It was a hunting accident gone wrong, and a man was shot. A complete mistake, and yet a mans life was now hanging in the balance…
This story is not mine. It belongs to a friend of mine, who by sharing this story encouraged me to remember that God can use anyone in our lives to sharpen us and show us our own hearts. In fact, God used this situation to rebuke my friend of this very thing. I hope you’re encouraged to remember the same.
…the man’s name was Minye. He was out hunting and was accidently shot in the shoulder. My friend Jeff loaded him into the back seat of his truck and drove. With help far away, it was going to be a long drive. But God had different plans. As the man sat in the back seat, God allowed this believer to step out into eternity and into God’s presence only a half hour down the rugged dusty road. Devastated from the loss of his friend, Jeff had no other alternative but to turn around and head back to the village.
Arriving in the village, family members writhed on the ground and wailed in agony over their loss. After the burial, Jeff went home and cleaned up but was unable to sleep. And understandably so…
Around four in the morning he wandered out into the village where he found one of the church leaders, Sano. He was with family members of the man who died. Sano asked Jeff, “Jeffy, can you share something from God’s word with the family?” Before Jeff had the opportunity to begin, “he” came.
His name was La’enis. A believer, but a shaman. Holding a stick in his hand he looked at the family and said, “Stop crying! You’re going to run out of tear juice and then you’ll go blind!” All the while “tapping” and “poking” the crying family members with his stick. Eventually, the family calmed down and Jeff thought to himself, “God, why does La’enis have to be here? He doesn’t even know that much about the Bible and yet he’s here just telling people to stop crying. Why God?”

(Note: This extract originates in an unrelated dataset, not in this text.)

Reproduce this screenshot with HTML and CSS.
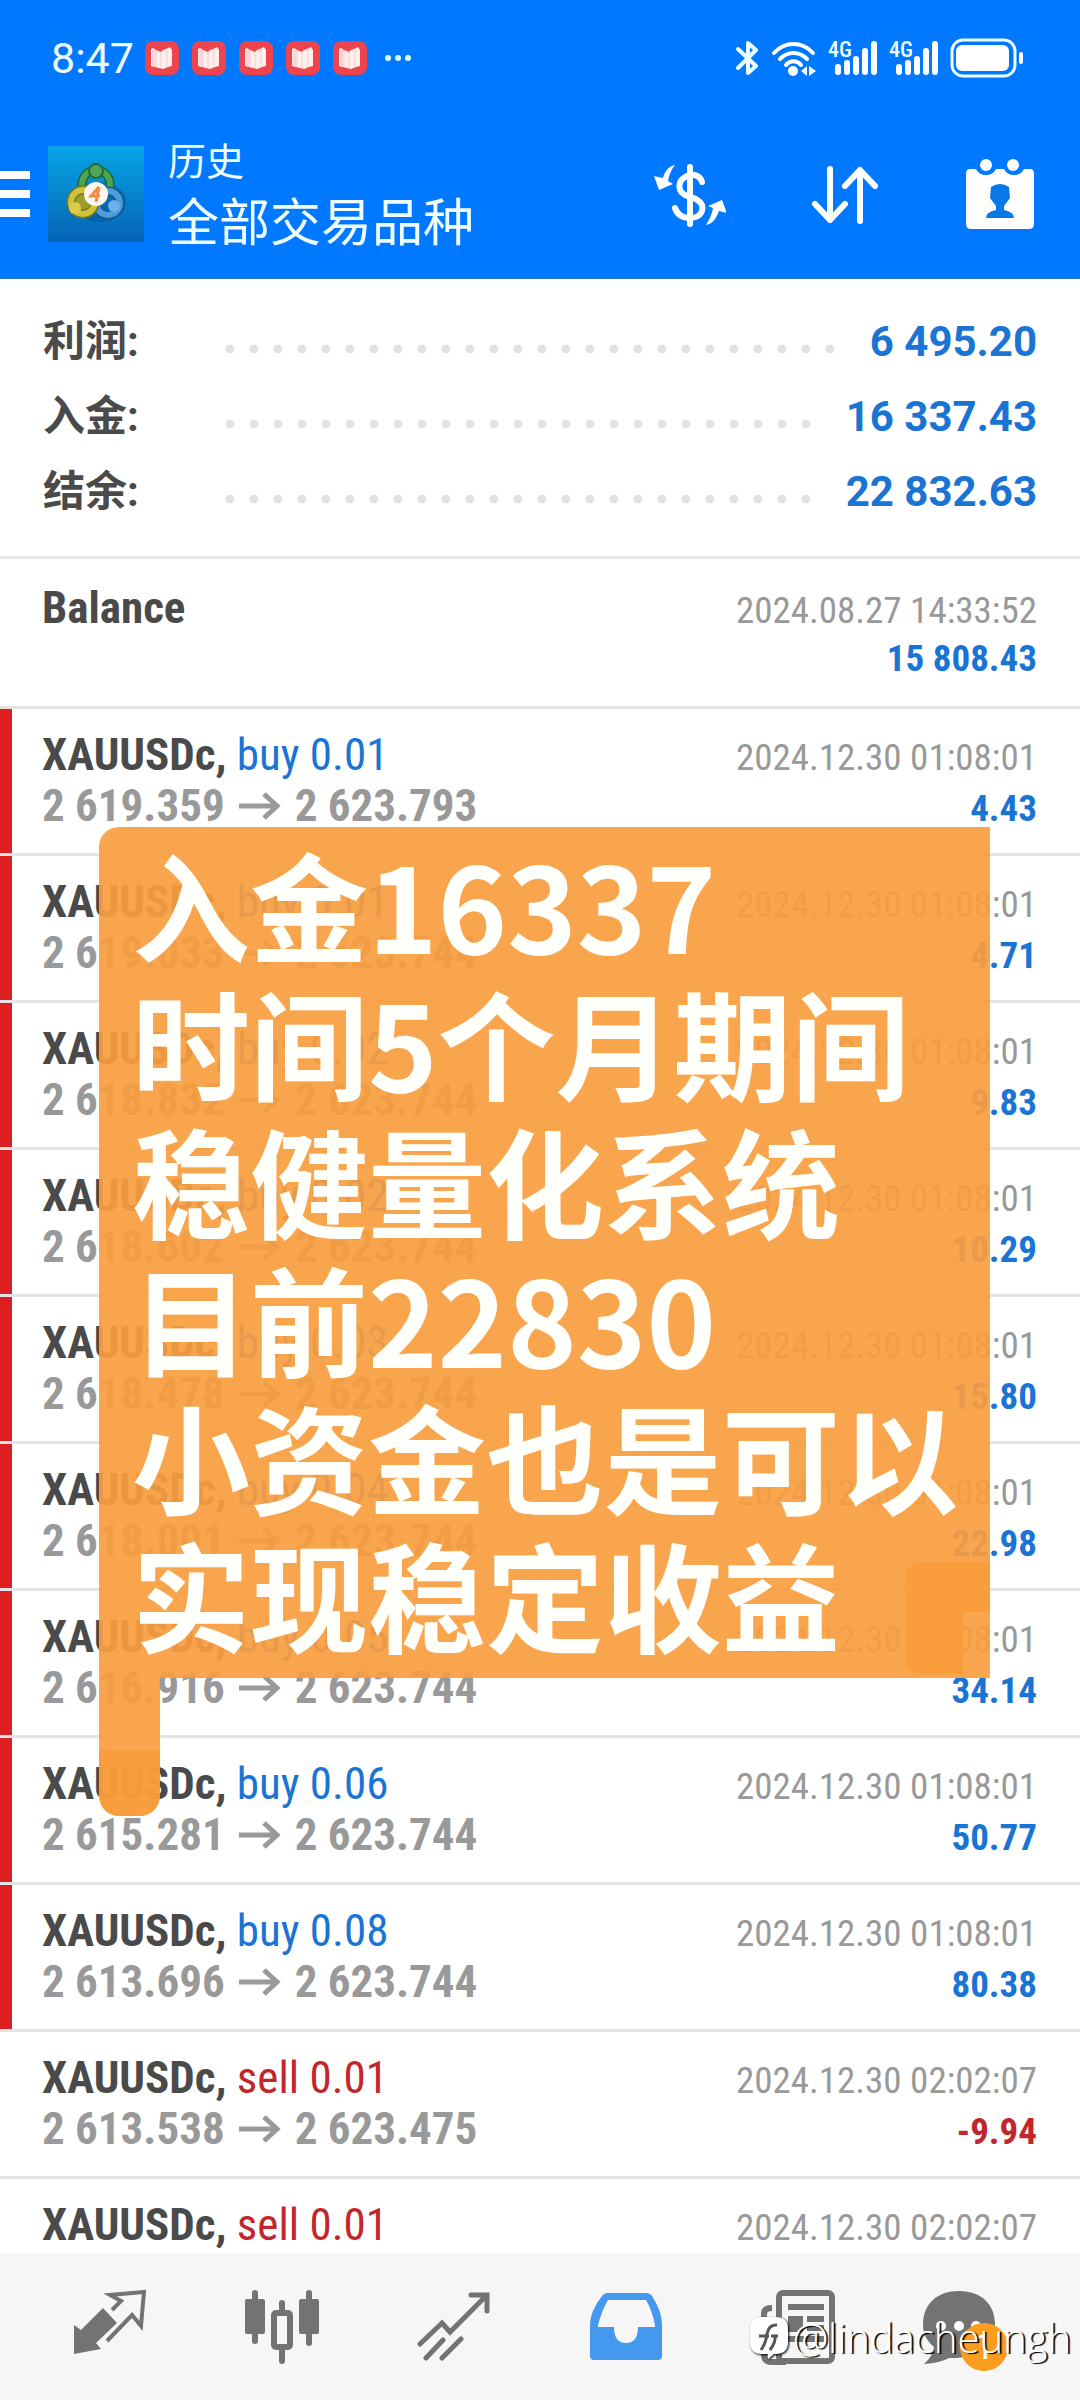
FILE: index.html
```html
<!DOCTYPE html>
<html lang="zh-CN">
<head>
<meta charset="utf-8">
<meta name="viewport" content="width=device-width, initial-scale=1">
<title>历史</title>
<link rel="stylesheet" href="styles.css">
</head>
<body>
<svg class="defs" width="0" height="0" aria-hidden="true">
  <defs>
    <linearGradient id="sky" x1="0" y1="0" x2="0" y2="1"><stop offset="0" stop-color="#08a5e6"/><stop offset="1" stop-color="#0463b4"/></linearGradient>
    <symbol id="book" viewBox="0 0 34 34"><rect width="34" height="34" rx="8" fill="#ee444e"/><path d="M6 8l2 -1l3 2l5 2l2 -2l3 -1l4 -2l2 3v16l-4 1l-5 2l-4 -1l-8 -2z" fill="#fff0ed"/><path d="M7 9l3 0v17l-3 -1z" fill="#ffd4d4"/><path d="M11 9v17M16 11v16M22 9v17" stroke="#fcc9c8"/></symbol>
    <symbol id="signal" viewBox="0 0 50 36"><g stroke="#fff" stroke-width="6" stroke-linecap="round"><path d="M10 27v5M19 23v9M28 19v13M37 11v21M46 4v28"/></g></symbol>
    <symbol id="arrow" viewBox="0 0 42 28"><path d="M0 14h38M25 2l13 12l-13 12" fill="none" stroke="#999" stroke-width="5"/></symbol>
  </defs>
</svg>
<div class="screen">
  <header class="top">
    <div class="status">
      <span class="clock">8:47</span>
      <div class="notices">
        <svg width="34" height="34"><use href="#book"/></svg>
        <svg width="34" height="34"><use href="#book"/></svg>
        <svg width="34" height="34"><use href="#book"/></svg>
        <svg width="34" height="34"><use href="#book"/></svg>
        <svg width="34" height="34"><use href="#book"/></svg>
      </div>
      <svg class="more" width="28" height="8"><circle cx="4" cy="4" r="3" fill="#dff"/><circle cx="14" cy="4" r="3" fill="#dff"/><circle cx="24" cy="4" r="3" fill="#dff"/></svg>
      <div class="indicators">
        <svg width="24" height="36" viewBox="0 0 24 36"><path d="M2 9l18 17l-8 7v-30l8 7l-18 18" fill="none" stroke="#eff" stroke-width="4" stroke-linejoin="round" stroke-linecap="round"/></svg>
        <svg width="46" height="36" viewBox="0 0 46 36"><g fill="none" stroke="#fff" stroke-width="4" stroke-linecap="round"><path d="M3 13c11 -12 28 -12 39 0M9 19c8 -8 19 -8 27 0M15 25c4 -5 11 -5 15 0"/></g><circle cx="22" cy="31" r="5" fill="#fff"/><path d="M36 26v10l-6 -5zM38 26v10l7 -5z" fill="#fff"/></svg>
        <span class="cell"><span class="gen">4G</span><svg width="50" height="36"><use href="#signal"/></svg></span>
        <span class="cell"><span class="gen">4G</span><svg width="50" height="36"><use href="#signal"/></svg></span>
        <svg width="74" height="40" viewBox="0 0 74 40"><rect x="2" y="2" width="63" height="36" rx="11" fill="none" stroke="#eff" stroke-width="3"/><rect x="6" y="7" width="53" height="26" rx="6" fill="#fff"/><rect x="69" y="14" width="4" height="12" rx="2" fill="#fff"/></svg>
      </div>
    </div>
    <div class="appbar">
      <button class="menu" aria-label="菜单"><svg width="30" height="46"><path d="M0 4h30M0 23h30M0 42h30" stroke="#fff" stroke-width="8"/></svg></button>
      <svg class="logo" width="96" height="96" viewBox="0 0 96 96">
        <rect width="96" height="96" fill="url(#sky)"/>
        <ellipse cx="52" cy="56" rx="26" ry="20" fill="#024a86" opacity=".4"/>
        <circle cx="48" cy="38" r="14" fill="none" stroke="#1d6a35" stroke-width="9"/>
        <circle cx="48" cy="38" r="14" fill="none" stroke="#4da551" stroke-width="6"/>
        <circle cx="60" cy="57" r="12" fill="none" stroke="#155694" stroke-width="9"/>
        <circle cx="60" cy="57" r="12" fill="none" stroke="#4d9cdb" stroke-width="6"/>
        <circle cx="35" cy="56" r="12" fill="#9b9d2a" stroke="#75771e" stroke-width="9"/>
        <circle cx="35" cy="56" r="12" fill="none" stroke="#cfc13a" stroke-width="6"/>
        <circle cx="48" cy="25" r="7" fill="#51a45a" stroke="#256f37" stroke-width="2"/>
        <circle cx="27" cy="62" r="6" fill="#dccb4a"/><circle cx="66" cy="60" r="6" fill="#6bb0e8"/>
        <circle cx="48" cy="48" r="12" fill="#fff6ef"/>
        <path d="M51 41l-8 9h9M51 41l-3 15" fill="none" stroke="#f08b45" stroke-width="3"/>
      </svg>
      <div class="titles"><p class="section">历史</p><h1>全部交易品种</h1></div>
      <div class="actions">
        <button aria-label="货币"><svg width="72" height="72" viewBox="0 0 72 72"><g fill="none" stroke="#fff" stroke-width="6" stroke-linecap="round"><path d="M36 9v57"/><path d="M48 24c-2 -8 -12 -9 -17 -5c-8 5 -7 14 0 18c6 3 14 3 17 10c2 8 -4 13 -12 13c-9 0 -13 -4 -15 -10"/></g><path d="M21 7c-7 1 -11 8 -12 13l-9 -2l5 14l14 -6l-5 -3c1 -6 3 -11 7 -16zM52 67c7 -1 11 -8 13 -14l8 2l-5 -13l-14 6l5 2c-1 6 -4 12 -7 17z" fill="#fff"/></svg></button>
        <button aria-label="排序"><svg width="72" height="72" viewBox="0 0 72 72"><path d="M21 11v51M6 46l15 16l15 -16M51 63v-51M36 28l15 -16l15 16" fill="none" stroke="#fff" stroke-width="6" stroke-linecap="round" stroke-linejoin="round"/></svg></button>
        <button aria-label="日期"><svg width="72" height="72" viewBox="0 0 72 72"><path d="M6 11h6q3 6 10 6t10 -6h8q3 6 10 6t10 -6h6q4 0 4 5v50q0 5 -5 5h-58q-5 0 -5 -5v-50q0 -5 4 -5z" fill="#fff"/><circle cx="22" cy="7" r="6" fill="#fff"/><circle cx="49" cy="7" r="6" fill="#fff"/><path d="M27 29q9 -6 18 0l1 11l-6 8v4q10 2 10 8h-28q0 -6 10 -8v-4l-6 -8z" fill="#0878e8"/></svg></button>
      </div>
    </div>
  </header>

  <main>
    <dl class="summary">
      <div><dt>利润:</dt><dd>6 495.20</dd></div>
      <div><dt>入金:</dt><dd>16 337.43</dd></div>
      <div><dt>结余:</dt><dd>22 832.63</dd></div>
    </dl>
    <ul class="deals">
      <li class="deposit"><p><b>Balance</b><time>2024.08.27 14:33:52</time></p><p><span></span><strong>15 808.43</strong></p></li>
      <li class="stop"><p><b>XAUUSDc, <i>buy 0.01</i></b><time>2024.12.30 01:08:01</time></p><p><span class="price">2 619.359<svg width="42" height="28"><use href="#arrow"/></svg>2 623.793</span><strong>4.43</strong></p></li>
      <li class="stop"><p><b>XAUUSDc, <i>buy 0.01</i></b><time>2024.12.30 01:08:01</time></p><p><span class="price">2 619.033<svg width="42" height="28"><use href="#arrow"/></svg>2 623.744</span><strong>4.71</strong></p></li>
      <li class="stop"><p><b>XAUUSDc, <i>buy 0.02</i></b><time>2024.12.30 01:08:01</time></p><p><span class="price">2 618.832<svg width="42" height="28"><use href="#arrow"/></svg>2 623.744</span><strong>9.83</strong></p></li>
      <li class="stop"><p><b>XAUUSDc, <i>buy 0.02</i></b><time>2024.12.30 01:08:01</time></p><p><span class="price">2 618.602<svg width="42" height="28"><use href="#arrow"/></svg>2 623.744</span><strong>10.29</strong></p></li>
      <li class="stop"><p><b>XAUUSDc, <i>buy 0.03</i></b><time>2024.12.30 01:08:01</time></p><p><span class="price">2 618.478<svg width="42" height="28"><use href="#arrow"/></svg>2 623.744</span><strong>15.80</strong></p></li>
      <li class="stop"><p><b>XAUUSDc, <i>buy 0.04</i></b><time>2024.12.30 01:08:01</time></p><p><span class="price">2 618.001<svg width="42" height="28"><use href="#arrow"/></svg>2 623.744</span><strong>22.98</strong></p></li>
      <li class="stop"><p><b>XAUUSDc, <i>buy 0.05</i></b><time>2024.12.30 01:08:01</time></p><p><span class="price">2 616.916<svg width="42" height="28"><use href="#arrow"/></svg>2 623.744</span><strong>34.14</strong></p></li>
      <li class="stop"><p><b>XAUUSDc, <i>buy 0.06</i></b><time>2024.12.30 01:08:01</time></p><p><span class="price">2 615.281<svg width="42" height="28"><use href="#arrow"/></svg>2 623.744</span><strong>50.77</strong></p></li>
      <li class="stop"><p><b>XAUUSDc, <i>buy 0.08</i></b><time>2024.12.30 01:08:01</time></p><p><span class="price">2 613.696<svg width="42" height="28"><use href="#arrow"/></svg>2 623.744</span><strong>80.38</strong></p></li>
      <li class="sell"><p><b>XAUUSDc, <i>sell 0.01</i></b><time>2024.12.30 02:02:07</time></p><p><span class="price">2 613.538<svg width="42" height="28"><use href="#arrow"/></svg>2 623.475</span><strong>-9.94</strong></p></li>
      <li class="sell"><p><b>XAUUSDc, <i>sell 0.01</i></b><time>2024.12.30 02:02:07</time></p></li>
    </ul>
    <aside class="note">
      <p>入金16337</p><p>时间5个月期间</p><p>稳健量化系统</p><p>目前22830</p><p>小资金也是可以</p><p>实现稳定收益</p>
    </aside>
  </main>

  <nav class="tabs">
    <a href="#quotes" aria-label="行情"><svg width="74" height="74" viewBox="0 0 74 74"><path d="M1 36l7 5l22 -22l14 15l-21 20l5 6l-27 5z" fill="#737373"/><path d="M39 21l9 -9l-11 -6l34 -3l-3 34l-9 -11l-25 26" fill="none" stroke="#737373" stroke-width="4"/></svg></a>
    <a href="#chart" aria-label="图表"><svg width="76" height="76" viewBox="0 0 76 76"><g stroke="#737373" stroke-width="6" stroke-linecap="round"><path d="M11 4v48M65 4v50M38 14v58"/></g><rect x="1" y="10" width="20" height="35" rx="2" fill="#737373"/><rect x="55" y="10" width="20" height="35" rx="2" fill="#737373"/><rect x="30" y="24" width="16" height="34" rx="2" fill="#f6f6f6" stroke="#737373" stroke-width="6"/></svg></a>
    <a href="#trade" aria-label="交易"><svg width="74" height="74" viewBox="0 0 74 74"><g fill="none" stroke="#737373" stroke-width="5" stroke-linecap="round"><path d="M3 55l22 -21l8 9l36 -36M54 6h16v16M9 69l17 -18M25 69l19 -19"/></g></svg></a>
    <a href="#history" aria-label="历史"><svg width="74" height="74" viewBox="0 0 74 74"><path fill-rule="evenodd" d="M13 7q2 -3 6 -3h38q4 0 6 3q10 15 10 29v31q0 4 -4 4h-64q-4 0 -4 -4v-31q0 -14 12 -29zM19 11q-6 10 -10 25v2h16q0 16 12 16t12 -16h17v-2q-3 -15 -9 -25z" fill="#4498ee"/></svg></a>
    <a href="#news" aria-label="新闻"><svg width="76" height="76" viewBox="0 0 76 76"><rect x="19" y="4" width="53" height="68" rx="4" fill="#f6f6f6" stroke="#737373" stroke-width="6"/><path d="M12 19q-8 0 -8 6v40q0 8 8 8h14" fill="none" stroke="#737373" stroke-width="6"/><path d="M28 18h36M47 30h17M47 39h17M28 50h36" stroke="#737373" stroke-width="6"/><path d="M28 27h15v16h-15z" fill="#737373"/></svg></a>
    <a href="#messages" aria-label="消息"><span class="chat"><svg width="76" height="76" viewBox="0 0 76 76"><path d="M37 2c23 0 36 14 36 33c0 22 -19 35 -46 34q-9 5 -25 6q9 -8 10 -17c-7 -6 -11 -13 -11 -22c0 -21 14 -34 36 -34z" fill="#737373"/><g fill="#fff"><circle cx="19" cy="37" r="5"/><circle cx="37" cy="37" r="5"/><circle cx="54" cy="37" r="5"/></g></svg><span class="badge">1</span></span></a>
    <p class="credit"><svg width="38" height="44" viewBox="0 0 38 44"><path d="M12 1h14q12 0 12 12v13q0 12 -12 12h-2l-6 5v-5h-6q-12 0 -12 -12v-13q0 -12 12 -12z" fill="#fff"/><path d="M27 9q-8 -1 -10 9q-1 9 -6 16M9 20h10M20 34q6 -8 5 -14M21 20h7" fill="none" stroke="#555" stroke-width="3"/></svg><span>@lindacheungh</span></p>
  </nav>
</div>
</body>
</html>
```
FILE: styles.css
```css
* { box-sizing: border-box; margin: 0; padding: 0; }
body {
  background: #fff;
  color: #4a4a4a;
  font-family: Roboto, "Noto Sans CJK SC", sans-serif;
}
button { border: 0; background: none; display: block; }
svg { display: block; flex: none; }
.defs { position: absolute; }
.screen { height: 100vh; display: flex; flex-direction: column; overflow: hidden; }

.top { background: #0078ff; color: #effdff; padding: 36px 44px 30px 0; border-bottom: 1px solid #2b74bd; }
.status { display: flex; align-items: center; padding: 0 12px 0 51px; height: 44px; }
.clock { font-size: 43px; line-height: 44px; width: 94px; }
.notices { display: flex; gap: 13px; }
.more { margin-left: 17px; }
.indicators { display: flex; align-items: center; gap: 11px; margin-left: auto; }
.cell { position: relative; display: flex; }
.gen { position: absolute; left: 0; top: 0; font: 500 22px/20px "Roboto Condensed", Roboto, sans-serif; }

.appbar { display: flex; align-items: center; margin-top: 60px; height: 108px; }
.menu { width: 48px; }
.titles { margin-left: 24px; padding-top: 6px; }
.section { font-size: 38px; line-height: 48px; }
.titles h1 { margin-top: 6px; font-size: 51px; line-height: 64px; font-weight: 400; }
.actions { display: flex; gap: 83px; margin-left: auto; }

main { position: relative; flex: 1; min-height: 0; overflow: hidden; }
.summary { padding: 25px 43px 27px; border-bottom: 3px solid #e6e6e6; }
.summary div { display: flex; align-items: baseline; height: 75px; line-height: 75px; font-size: 42px; font-weight: 700; }
.summary dt { width: 182px; }
.summary div::before {
  content: "";
  order: 1;
  flex: 1;
  align-self: center;
  height: 8px;
  margin-top: 14px;
  background: radial-gradient(circle at 5px 4px, #e2e2e2 4px, transparent 5px) 0 0 / 24px 8px repeat-x;
}
.summary dd { order: 2; margin-left: 24px; color: #1a74d4; }

.deals { list-style: none; font-family: "Roboto Condensed", "Liberation Sans Narrow", sans-serif; }
.deals li { padding: 20px 43px 22px 42px; border-bottom: 3px solid #e4e4e4; min-height: 147px; }
.deals .deposit { padding-top: 23px; }
.deals .stop { box-shadow: inset 12px 0 #de1f22; }
.deals p { display: flex; justify-content: space-between; align-items: baseline; height: 51px; line-height: 51px; }
.deals b, .price { font-size: 45px; font-weight: 700; }
.deals i { font-style: normal; font-weight: 400; color: #1a74d4; }
.price { display: flex; align-items: center; gap: 14px; color: #999; }
.deals time { font-size: 37px; color: #999; }
.deals strong { font-size: 37px; color: #1a74d4; }
.deals .sell i, .deals .sell strong { color: #c2262b; }

.note {
  position: absolute;
  top: 548px;
  left: 99px;
  right: 90px;
  padding: 7px 33px 16px;
  border-radius: 20px 0 0 0;
  background: rgba(249, 157, 63, 0.92);
  color: #fffffb;
  font: 700 118px/138px "Noto Sans CJK SC", sans-serif;
  white-space: nowrap;
}
.note::before {
  content: "";
  position: absolute;
  top: 100%;
  left: 0;
  width: 61px;
  height: 138px;
  border-radius: 0 0 20px 20px;
  background: linear-gradient(rgba(249, 157, 63, 0.92) 72px, rgba(249, 155, 56, 0.97) 72px);
}
.note::after {
  content: "";
  position: absolute;
  right: 0;
  bottom: 4px;
  width: 85px;
  height: 112px;
  border-radius: 16px 0 0 16px;
  background: linear-gradient(#fa9d3c, #fa9d3c) 0 0 / 100% 50px no-repeat, linear-gradient(#fa9d3c, #fa9d3c) 0 0 / 58px 100% no-repeat;
}

.tabs { position: relative; display: grid; grid-template-columns: repeat(6, 1fr); padding: 0 24px; height: 147px; background: #f6f6f6; }
.tabs a { display: flex; justify-content: center; padding-top: 36px; text-decoration: none; }
.chat { position: relative; width: 96px; height: 76px; }
.badge {
  position: absolute;
  right: 10px;
  bottom: -6px;
  width: 48px;
  height: 48px;
  border-radius: 50%;
  background: #fa9d1e;
  color: #fff;
  font: 36px/48px Roboto, sans-serif;
  text-align: center;
}
.credit {
  position: absolute;
  right: 9px;
  top: 58px;
  display: flex;
  align-items: center;
  gap: 5px;
  color: #fff;
  font: 300 40px/54px "Open Sans", sans-serif;
  text-shadow: 2px 1px 1px #000;
}
.credit svg { filter: drop-shadow(1px 1px 1px #000); }
```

Jeff began to share with the family saying, “God still loves us. We don’t know what He has planned, or why He allowed this to happen, but He still loves us. He still cares for us. However you process that, you have to remember that He loves us and has a plan.” He then walked around to other houses sharing those same words with various other family groups. But so did La’enis…
La’enis: “Stop crying! You’re going to run out of tear juice and then you’ll go blind!”
Jeff: “God still loves us. We don’t know what He has planned, or why He allowed this to happen, but He still loves us. He still cares for us. However you process that, you have to remember that He loves us and has a plan.”
On and on the three of them went. From house to house, Jeff and Sano with words of encouragment, and La’enis with his demands to stop crying. But Jeff still wrestled with his thoughts. “God why is he here? What is he doing here? He doesn’t belong here…”
Eventually it was time to go home. Jeff hugged Sano as he cried, said his goodbyes, and walked a lonely, narrow trail back to his house.
Jeff was alone, and he began pouring his own heart out to God. “God, why? Why did you allow my friend to die? Why did you allow La’enis to be there while I was sharing? Why am I all alone in this?” As Jeff wept and prayed, he soon found himself unable to see the trail anymore. Suddenly, he mangaged to stumble off the narrow trail, found himself tangled up in a thorn bush, hanging by his shirt at a 45 degree angle, and staring at a giant barrel cactus face to face. “God, and now THIS?! How am I going to get out of this?!”
Just when he began to realize that he was helpless, and had no way to pick himself up out of this mess, he felt two strong hands grab him by his shoulders from behind. It was La’enis. “You know Jeffy, just because you’re white doesn’t mean you don’t need to remember God’s words either. God still loves us. He still has a plan for us. We don’t know why He’s allowed this to happen, but He still loves us…” God used the person Jeff was most skeptical of, to teach him the lesson that he was trying to share with others.
After sharing this story with me, Jeff smiled and said, “Good ol’ La’enis, he’s a diamond in the rough!”
As I thought about this story later that night as I tried to sleep, I couldn’t help but wonder what sort of people God is using in my own life to teach me? We’re so prideful, aren’t we? We’re constantly looking to “the greatest” pastors, teachers, and leaders. But what about those who are “diamonds in the rough?” What about those who rub you the wrong way, those who you look down on, or those who you would otherwise overlook? Who is YOUR La’enis? Who is YOUR diamond in the rough?